Make sure to check the box indicating that your outgoing server requires authentication. Also, Hotmail's POP3 service requires that you use Secure Sockets Layer (SSL) with the POP and SMTP connection and use SMTP authentication.

No Luck With Eudora Classic

I had no luck configuring either POP or SMTP in Eudora 6.2.4, still my mainstay email client. I suspect that this long-in-the-tooth software's SSL support may not be up-to-date enough to suit Microsoft, although it works just fine with Gmail, which also requires SSL. Adding insult to injury, attempting to configure a hotmail account in Eudora broke all of my non-Gmail accounts (I have 22 accounts configured in Eudora), and the problem persisted after I deleted the Hotmail account). I had to swap in my backup settings file to restore normalcy.

The SMTP issue may be in that Hotmail specifies Port 25, and as an anti-spam measure my ISP unhelpfully imposes a Port 25 SMTP block on any server using that port other than their own - not unique to Hotmail alas, but tremendously annoying. Gmail gets around ISP Port 25 blocks by using a different port.

Eudora 8 (ie: Thunderbird) Works

Moving along, I tried Hotmail/Live's configuration instructions in Mozilla's Thunderbird and Eudora 8 beta email clients, and it works with them, as I assume it should with any up-to-date POP 3 client software such as OS X Mail.

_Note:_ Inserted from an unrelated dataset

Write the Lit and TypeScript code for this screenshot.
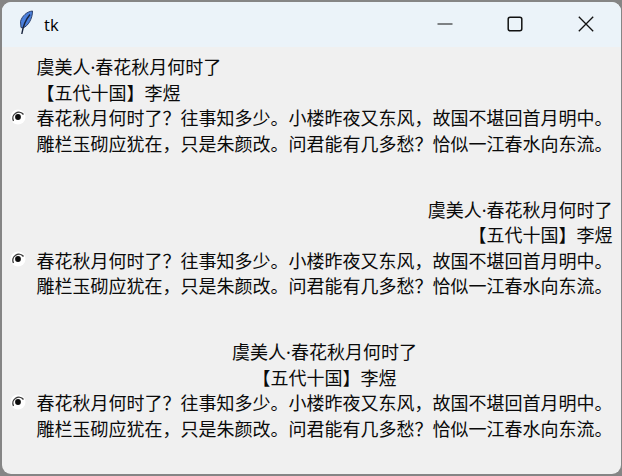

Not Sure It's Worth The Hassle

Since I've been checking out the new Postbox email client beta (yet another Mozilla Thunderbird clone) for review, I decided to give it a shot with Hotmail POP3 as well, and it works fine for downloading mail from my live.ca account, but no joy with the live.com SMTP server for outgoing although I am able to send mail from my live.ca account from PostBox using my my Gmail SMTP configuration, and I discovered that works as well with Thunderbird itself, T-Bird based Eudora 8, and presumably other T-Bird clone clients, so Hotmail POP3 is usable, although with tractable and user-friendly Gmail available I'm not sure it's worth the hassle unless you already have a Hotmail/Live account, in which case POP 3 support is a nice enhancement.